The following are some common mistakes and some items that I find particularly unacceptable:

  • The essay should be typed double-spaced on 8 1/2 x 11 white paper, with one-inch margins on top and bottom and 1 or 1.25 inch margins on the sides.
  • You should use a normal typeface (Times, Courier, Arial Helvetica) and it should be dark enough to read without problems. Do not use other fonts unless there are very clear and pressing reasons to do so.
  • Your name, my name, the course, and the date should be single spaced and placed in the upper left-hand corner of the first page.
  • Your paper should have a carefully considered and useful title.
  • All pages after the first page should be numbered in the upper right-hand corner.
  • The paper should be stapled at the upper left-hand corner.
  • Do not underline, italicize, nor put in quotes the title of your essay.
  • In papers for my course, you may use the first person unless I explicitly tell you otherwise.
  • Be sure you properly italicize the title of books or movies and put quotation marks around titles of essays or poems. Don’t confuse italics with quotation marks.
  • Do not put an empty space (an additional line break) between paragraphs.
  • Use the present tense in talking about the content of literary texts or analytic essays. (For example: “Frow states [not stated] that it was Wordsworth himself who encouraged tourism in the Lake District.”)
  • If you use quotations be sure they are exact and integrated smoothly into the text. Additionally, they should be properly punctuated.
  • Make sure your subject and object agree in number. A common mistake is to use the plural “their” rather than “his or her.” (For example: “Each student brought his or her own [not their own] book.”)
  • Do not use the phrase “today’s society.” It is redundant.
  • Where possible, be economical in your wording

Quotation Guidelines

In your writing, I expect you to use quotations from the essays and stories we read. The quotations serve as expert testimony and as material for analysis, comparison, and response.

  1. Do not use quotations for more than a fourth of your paper.
  2. You must cite your sources. If you get something from online, site the online source. For how to site online sources, see the Modern Language Association’s at Look under Style then FAQ.
  3. Use quotations to support what you have to say about a text. Avoid retelling the story: all quotations should be used as evidence in relation to the topic you are discussing.
  4. Choose a quotation if it says something distinctive, if it is difficult to paraphrase, if it is especially important to your thesis, and/or if it is open to interpretation.

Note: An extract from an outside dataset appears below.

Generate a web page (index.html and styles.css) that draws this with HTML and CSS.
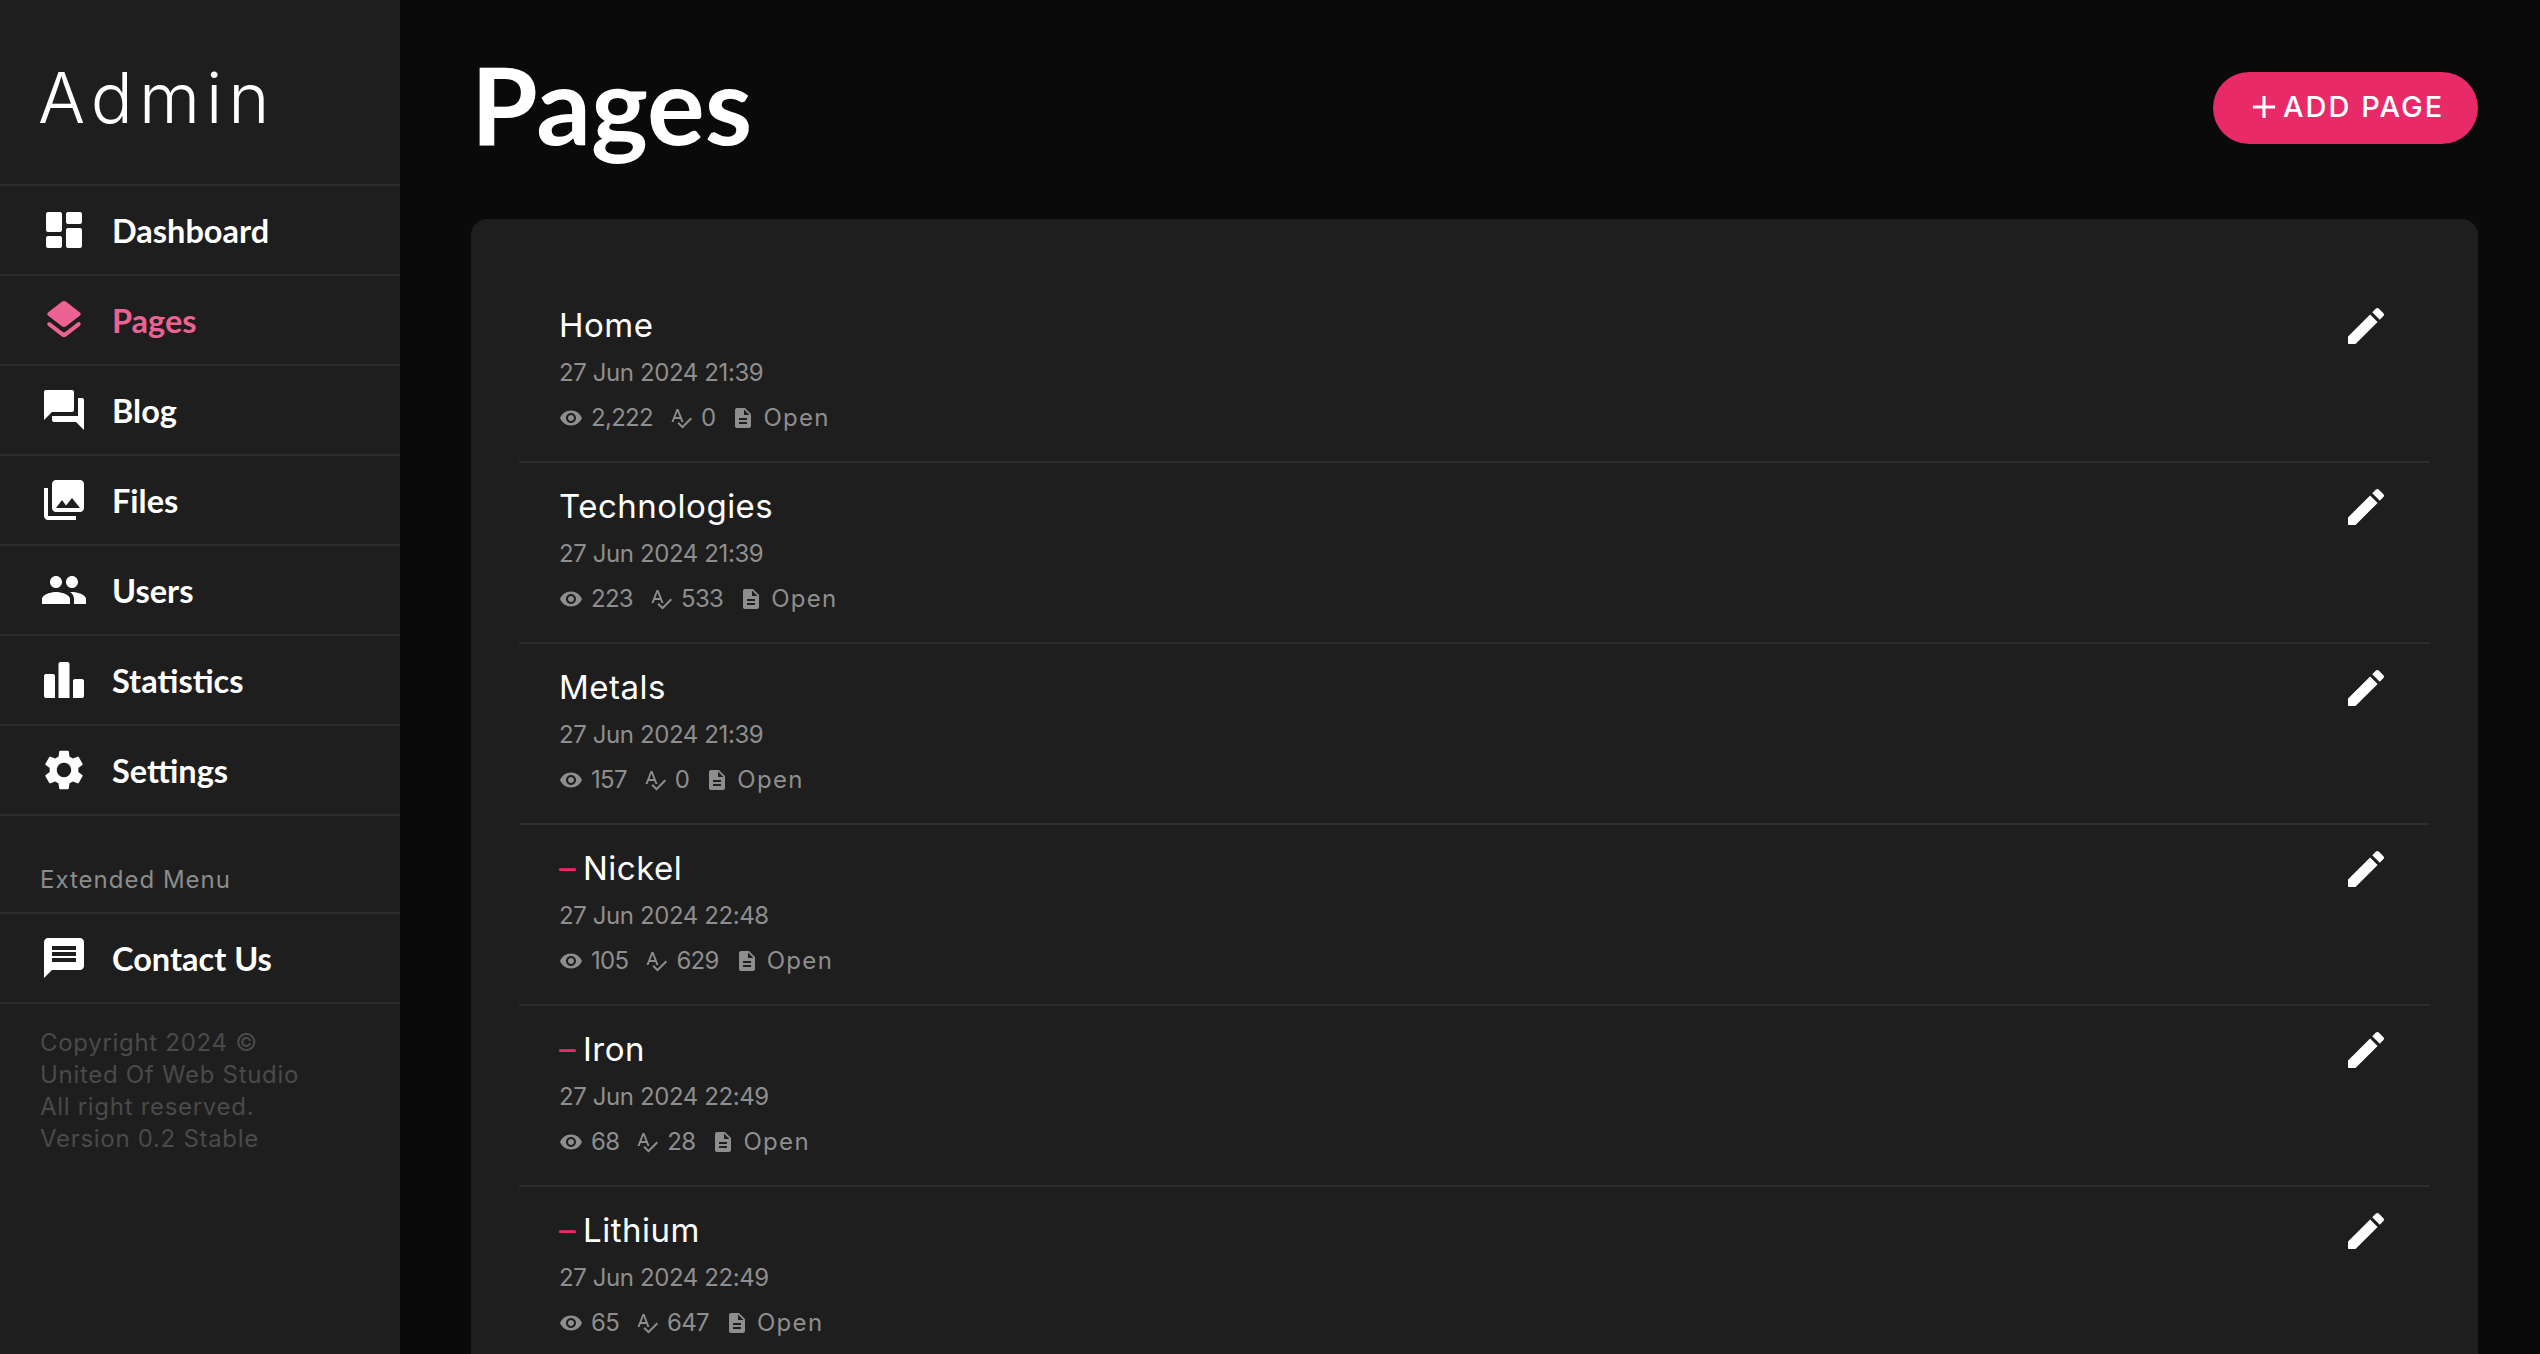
FILE: index.html
```html
<!DOCTYPE html>
<html lang="en">
<head>
<meta charset="utf-8">
<title>Pages</title>
<link rel="stylesheet" href="styles.css">
</head>
<body>
<svg class="sprite" xmlns="http://www.w3.org/2000/svg">
<symbol id="i-dashboard" viewBox="0 0 24 24"><path d="M4 13h6c.55 0 1-.45 1-1V4c0-.55-.45-1-1-1H4c-.55 0-1 .45-1 1v8c0 .55.45 1 1 1zm0 8h6c.55 0 1-.45 1-1v-4c0-.55-.45-1-1-1H4c-.55 0-1 .45-1 1v4c0 .55.45 1 1 1zm10 0h6c.55 0 1-.45 1-1v-8c0-.55-.45-1-1-1h-6c-.55 0-1 .45-1 1v8c0 .55.45 1 1 1zM13 4v4c0 .55.45 1 1 1h6c.55 0 1-.45 1-1V4c0-.55-.45-1-1-1h-6c-.55 0-1 .45-1 1z"/></symbol>
<symbol id="i-layers" viewBox="0 0 24 24"><path d="M12.6 18.06c-.36.28-.87.28-1.23 0l-6.15-4.78c-.36-.28-.85-.28-1.21 0-.51.4-.51 1.17 0 1.57l6.76 5.26c.72.56 1.73.56 2.46 0l6.76-5.26c.51-.4.51-1.17 0-1.57l-.01-.01c-.36-.28-.85-.28-1.21 0l-6.17 4.79zm.63-3.02l6.76-5.26c.51-.4.51-1.18 0-1.58l-6.76-5.26c-.72-.56-1.73-.56-2.46 0L4.01 8.21c-.51.4-.51 1.18 0 1.58l6.76 5.26c.72.56 1.74.56 2.46-.01z"/></symbol>
<symbol id="i-forum" viewBox="0 0 24 24"><path d="M21 6h-2v9H6v2c0 .55.45 1 1 1h11l4 4V7c0-.55-.45-1-1-1zm-4 6V3c0-.55-.45-1-1-1H3c-.55 0-1 .45-1 1v14l4-4h10c.55 0 1-.45 1-1z"/></symbol>
<symbol id="i-media" viewBox="0 0 24 24"><path d="M22 16V4c0-1.1-.9-2-2-2H8c-1.1 0-2 .9-2 2v12c0 1.1.9 2 2 2h12c1.1 0 2-.9 2-2zm-11-4l2.03 2.71L16 11l4 5H8l3-4zM2 6v14c0 1.1.9 2 2 2h14v-2H4V6H2z"/></symbol>
<symbol id="i-people" viewBox="0 0 24 24"><path d="M16 11c1.66 0 2.99-1.34 2.99-3S17.66 5 16 5c-1.66 0-3 1.34-3 3s1.34 3 3 3zm-8 0c1.66 0 2.99-1.34 2.99-3S9.66 5 8 5C6.34 5 5 6.34 5 8s1.34 3 3 3zm0 2c-2.33 0-7 1.17-7 3.5V19h14v-2.5c0-2.33-4.67-3.5-7-3.5zm8 0c-.29 0-.62.02-.97.05 1.16.84 1.97 1.97 1.97 3.45V19h6v-2.5c0-2.33-4.67-3.5-7-3.5z"/></symbol>
<symbol id="i-stats" viewBox="0 0 24 24"><path d="M3 9h3.5c.55 0 1 .45 1 1v11H3c-.55 0-1-.45-1-1V10c0-.55.45-1 1-1zm7.25-6h3.5c.55 0 1 .45 1 1v17h-5.5V4c0-.55.45-1 1-1zM17.5 11.5H21c.55 0 1 .45 1 1V20c0 .55-.45 1-1 1h-4.5v-8.5c0-.55.45-1 1-1z"/></symbol>
<symbol id="i-settings" viewBox="0 0 24 24"><path d="M19.14 12.94c.04-.3.06-.61.06-.94 0-.32-.02-.64-.07-.94l2.03-1.58c.18-.14.23-.41.12-.61l-1.92-3.32c-.12-.22-.37-.29-.59-.22l-2.39.96c-.5-.38-1.03-.7-1.62-.94l-.36-2.54c-.04-.24-.24-.41-.48-.41h-3.84c-.24 0-.43.17-.47.41l-.36 2.54c-.59.24-1.13.57-1.62.94l-2.39-.96c-.22-.08-.47 0-.59.22L2.74 8.87c-.12.21-.08.47.12.61l2.03 1.58c-.05.3-.09.63-.09.94s.02.64.07.94l-2.03 1.58c-.18.14-.23.41-.12.61l1.92 3.32c.12.22.37.29.59.22l2.39-.96c.5.38 1.03.7 1.62.94l.36 2.54c.05.24.24.41.48.41h3.84c.24 0 .44-.17.47-.41l.36-2.54c.59-.24 1.13-.56 1.62-.94l2.39.96c.22.08.47 0 .59-.22l1.92-3.32c.12-.22.07-.47-.12-.61l-2.01-1.58zM12 15.6c-1.98 0-3.6-1.62-3.6-3.6s1.62-3.6 3.6-3.6 3.6 1.62 3.6 3.6-1.62 3.6-3.6 3.6z"/></symbol>
<symbol id="i-message" viewBox="0 0 24 24"><path d="M20 2H4c-1.1 0-1.99.9-1.99 2L2 22l4-4h14c1.1 0 2-.9 2-2V4c0-1.1-.9-2-2-2zm-2 12H6v-2h12v2zm0-3H6V9h12v2zm0-3H6V6h12v2z"/></symbol>
<symbol id="i-edit" viewBox="0 0 24 24"><path d="M3 17.46v3.04c0 .28.22.5.5.5h3.04c.13 0 .26-.05.35-.15L17.81 9.94l-3.75-3.75L3.15 17.1c-.1.1-.15.22-.15.36zM20.71 7.04c.39-.39.39-1.02 0-1.41l-2.34-2.34c-.39-.39-1.02-.39-1.41 0l-1.83 1.83 3.75 3.75 1.83-1.83z"/></symbol>
<symbol id="i-eye" viewBox="0 0 24 24"><path d="M12 4.5C7 4.5 2.73 7.61 1 12c1.73 4.39 6 7.5 11 7.5s9.27-3.11 11-7.5c-1.73-4.39-6-7.5-11-7.5zM12 17c-2.76 0-5-2.24-5-5s2.24-5 5-5 5 2.24 5 5-2.24 5-5 5zm0-8c-1.66 0-3 1.34-3 3s1.34 3 3 3 3-1.34 3-3-1.34-3-3-3z"/></symbol>
<symbol id="i-spell" viewBox="0 0 24 24"><path d="M12.45 16h2.09L9.43 3H7.57L2.46 16h2.09l1.12-3h5.64l1.14 3zm-6.02-5L8.5 5.48 10.57 11H6.43zm15.16.59l-8.09 8.09L9.83 16l-1.41 1.41 5.09 5.09L23 13l-1.41-1.41z"/></symbol>
<symbol id="i-doc" viewBox="0 0 24 24"><path d="M14 2H6c-1.1 0-1.99.9-1.99 2L4 20c0 1.1.89 2 1.99 2H18c1.1 0 2-.9 2-2V8l-6-6zm2 16H8v-2h8v2zm0-4H8v-2h8v2zm-3-5V3.5L18.5 9H13z"/></symbol>
<symbol id="i-add" viewBox="0 0 24 24"><path d="M19 13h-6v6h-2v-6H5v-2h6V5h2v6h6v2z"/></symbol>
</svg>
<div class="app">
  <aside class="sidebar">
    <div class="logo">Admin</div>
    <nav class="nav">
      <a class="nav-item"><svg class="nav-icon"><use href="#i-dashboard"/></svg><span class="nav-label">Dashboard</span></a>
      <a class="nav-item is-active"><svg class="nav-icon"><use href="#i-layers"/></svg><span class="nav-label">Pages</span></a>
      <a class="nav-item"><svg class="nav-icon"><use href="#i-forum"/></svg><span class="nav-label">Blog</span></a>
      <a class="nav-item"><svg class="nav-icon"><use href="#i-media"/></svg><span class="nav-label">Files</span></a>
      <a class="nav-item"><svg class="nav-icon"><use href="#i-people"/></svg><span class="nav-label">Users</span></a>
      <a class="nav-item"><svg class="nav-icon"><use href="#i-stats"/></svg><span class="nav-label">Statistics</span></a>
      <a class="nav-item"><svg class="nav-icon"><use href="#i-settings"/></svg><span class="nav-label">Settings</span></a>
    </nav>
    <div class="nav-heading">Extended Menu</div>
    <nav class="nav">
      <a class="nav-item"><svg class="nav-icon"><use href="#i-message"/></svg><span class="nav-label">Contact Us</span></a>
    </nav>
    <p class="copyright">Copyright 2024 ©<br>United Of Web Studio<br>All right reserved.<br>Version 0.2 Stable</p>
  </aside>
  <main class="main">
    <header class="page-head">
      <h1 class="page-title">Pages</h1>
      <a class="btn-add"><svg class="btn-icon"><use href="#i-add"/></svg><span>ADD PAGE</span></a>
    </header>
    <section class="card">
      <article class="row">
        <div class="row-body">
          <div class="row-title">Home</div>
          <div class="row-date">27 Jun 2024 21:39</div>
          <div class="row-meta">
            <span class="stat"><svg class="stat-icon"><use href="#i-eye"/></svg>2,222</span>
            <span class="stat"><svg class="stat-icon"><use href="#i-spell"/></svg>0</span>
            <span class="stat stat-status"><svg class="stat-icon"><use href="#i-doc"/></svg>Open</span>
          </div>
        </div>
        <svg class="edit"><use href="#i-edit"/></svg>
      </article>
      <article class="row">
        <div class="row-body">
          <div class="row-title">Technologies</div>
          <div class="row-date">27 Jun 2024 21:39</div>
          <div class="row-meta">
            <span class="stat"><svg class="stat-icon"><use href="#i-eye"/></svg>223</span>
            <span class="stat"><svg class="stat-icon"><use href="#i-spell"/></svg>533</span>
            <span class="stat stat-status"><svg class="stat-icon"><use href="#i-doc"/></svg>Open</span>
          </div>
        </div>
        <svg class="edit"><use href="#i-edit"/></svg>
      </article>
      <article class="row">
        <div class="row-body">
          <div class="row-title">Metals</div>
          <div class="row-date">27 Jun 2024 21:39</div>
          <div class="row-meta">
            <span class="stat"><svg class="stat-icon"><use href="#i-eye"/></svg>157</span>
            <span class="stat"><svg class="stat-icon"><use href="#i-spell"/></svg>0</span>
            <span class="stat stat-status"><svg class="stat-icon"><use href="#i-doc"/></svg>Open</span>
          </div>
        </div>
        <svg class="edit"><use href="#i-edit"/></svg>
      </article>
      <article class="row">
        <div class="row-body">
          <div class="row-title"><span class="dash">–</span>Nickel</div>
          <div class="row-date">27 Jun 2024 22:48</div>
          <div class="row-meta">
            <span class="stat"><svg class="stat-icon"><use href="#i-eye"/></svg>105</span>
            <span class="stat"><svg class="stat-icon"><use href="#i-spell"/></svg>629</span>
            <span class="stat stat-status"><svg class="stat-icon"><use href="#i-doc"/></svg>Open</span>
          </div>
        </div>
        <svg class="edit"><use href="#i-edit"/></svg>
      </article>
      <article class="row">
        <div class="row-body">
          <div class="row-title"><span class="dash">–</span>Iron</div>
          <div class="row-date">27 Jun 2024 22:49</div>
          <div class="row-meta">
            <span class="stat"><svg class="stat-icon"><use href="#i-eye"/></svg>68</span>
            <span class="stat"><svg class="stat-icon"><use href="#i-spell"/></svg>28</span>
            <span class="stat stat-status"><svg class="stat-icon"><use href="#i-doc"/></svg>Open</span>
          </div>
        </div>
        <svg class="edit"><use href="#i-edit"/></svg>
      </article>
      <article class="row">
        <div class="row-body">
          <div class="row-title"><span class="dash">–</span>Lithium</div>
          <div class="row-date">27 Jun 2024 22:49</div>
          <div class="row-meta">
            <span class="stat"><svg class="stat-icon"><use href="#i-eye"/></svg>65</span>
            <span class="stat"><svg class="stat-icon"><use href="#i-spell"/></svg>647</span>
            <span class="stat stat-status"><svg class="stat-icon"><use href="#i-doc"/></svg>Open</span>
          </div>
        </div>
        <svg class="edit"><use href="#i-edit"/></svg>
      </article>
    </section>
  </main>
</div>
</body>
</html>
```

FILE: styles.css
```css
* { box-sizing: border-box; }
html, body { margin: 0; height: 100%; overflow: hidden; }
body { background: #0a0a0a; color: #fff; font-family: Inter, "Liberation Sans", sans-serif; }
.sprite { display: none; }
svg { fill: currentColor; flex: none; }

.app { display: flex; height: 100vh; }

.sidebar { width: 400px; flex: none; background: #1e1e1e; }
.logo { height: 184px; padding: 48px 38px 0; font: 300 70px/100px Inter, sans-serif; letter-spacing: 6px; }

.nav { border-top: 2px solid #2c2c2c; }
.nav-item { display: flex; align-items: center; gap: 24px; height: 90px; padding-left: 40px; border-bottom: 2px solid #2c2c2c; font: 700 32.5px/40px Lato, sans-serif; color: #fff; }
.nav-item.is-active { color: #ec6292; }
.nav-icon { width: 48px; height: 48px; }
.nav-label { padding-top: 2px; }

.nav-heading { height: 96px; padding: 48px 40px 0; font-size: 24px; line-height: 32px; letter-spacing: 1px; color: #8c8c8c; }
.copyright { margin: 0; padding: 23px 40px 0; font-size: 24px; line-height: 32px; letter-spacing: .7px; color: #4a4a4a; }

.main { flex: 1; min-width: 0; padding: 0 62px 0 71px; }
.page-head { display: flex; justify-content: space-between; align-items: center; height: 219px; padding-bottom: 3px; }
.page-title { margin: 0 0 10px; font: 700 108px/130px Lato, sans-serif; color: #fff; }
.btn-add { display: flex; align-items: center; height: 72px; width: 265px; padding: 0 0 3px 32px; border-radius: 36px; background: #e92a68; font-size: 29px; font-weight: 500; letter-spacing: 2px; color: #fff; }
.btn-icon { width: 38px; height: 38px; }

.card { background: #1e1e1e; border-radius: 16px; padding: 63px 48px; }
.row { display: flex; justify-content: space-between; height: 181px; padding: 20px 40px 0; border-bottom: 2px solid #2c2c2c; }
.row-body { padding-top: 4px; }
.row-title { font-size: 33px; line-height: 38px; letter-spacing: .5px; color: #fff; }
.dash { color: #e92a68; margin-right: 7px; }
.row-date { margin-top: 11px; font-size: 24px; line-height: 36px; letter-spacing: -.4px; color: #8e8e8e; }
.row-meta { display: flex; gap: 16px; margin-top: 9px; font-size: 24px; line-height: 36px; letter-spacing: -.7px; color: #8e8e8e; }
.stat { display: flex; align-items: center; gap: 8px; }
.stat-status { letter-spacing: 1.3px; }
.stat-icon { width: 24px; height: 24px; }
.edit { width: 48px; height: 48px; }
```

Use a paraphrase (putting a quotation in your own words) or summary (a condensed version of the main points, in your own words) if the quotation doesn’t meet these criteria.
  5. Use the present tense when quoting from an essay, story, or poem. You may remove words from a passage by using ellipsis (. . . ). Please note that in ellipsis there is a space between each period. If you skip a whole sentence, use four periods but if you only skip a section of a sentence, use three.
  6. For quotations within a quotation, use single quotation marks. For example: Farrington explains Descartes breakthrough: “Descartes doubted all things until he could not doubt his own doubting. Thus his phrase ‘Cogito ergo sum’” (12).
  7. Keep long quotations to a minimum. Quotations longer than four lines should be set off from your main text by a one inch indentation (block format).
  8. Work quotations smoothly into your own writing. They must make grammatical and logical sense when joined to your prose. All quotations must be a part of a larger sentence. Do not do this: Blake shatters stereotypes of the individual. “Those who dare appropriate to themselves Universal Attributes/ Are the Blaphemous Selfhoods & must be broken asunder (Jerusalem 90:32-33).
  9. Document your sources in MLA format: give line numbers for poems and page numbers for stories, novels, and essays in parentheses after the quotation marks, but before the period (e.g. Davis says, “Los Angeles has become a fortress” (75). You may include the author’s last name either in your sentence or with the page number in parentheses. Please note that you do not use “p.” in citing page numbers. Also note that the period for the end of the sentence follows after the closed parenthesis.

Examples of acceptable quotation use and documentation:

a. “It was the best of times, it was the worst of times,” says Dickens (1).

b. For Dickens, the eighteenth century was “the best of time” and “the worst of times” (1).

c. The eighteenth century was “the best of time” and “the worst of times” (Dickens 1).

d. “Alph, the sacred river,” Coleridge writes, “ran/ Through caverns measureless to man/ Down to the sunless sea” (3-4).

e. At the beginning of “Kubla Khan” Coleridge sets up an opposition between the limits of man-made and the limitelessness of nature:

In Xanadu did Kubla Khan

A stately pleasure dome decree:

Where Alph, the sacred river, ran

Through caverns measureless to man

Down to the sunless sea. (1-5)

The caverns defy man’s desire to measure them while humans limit nature in the dome.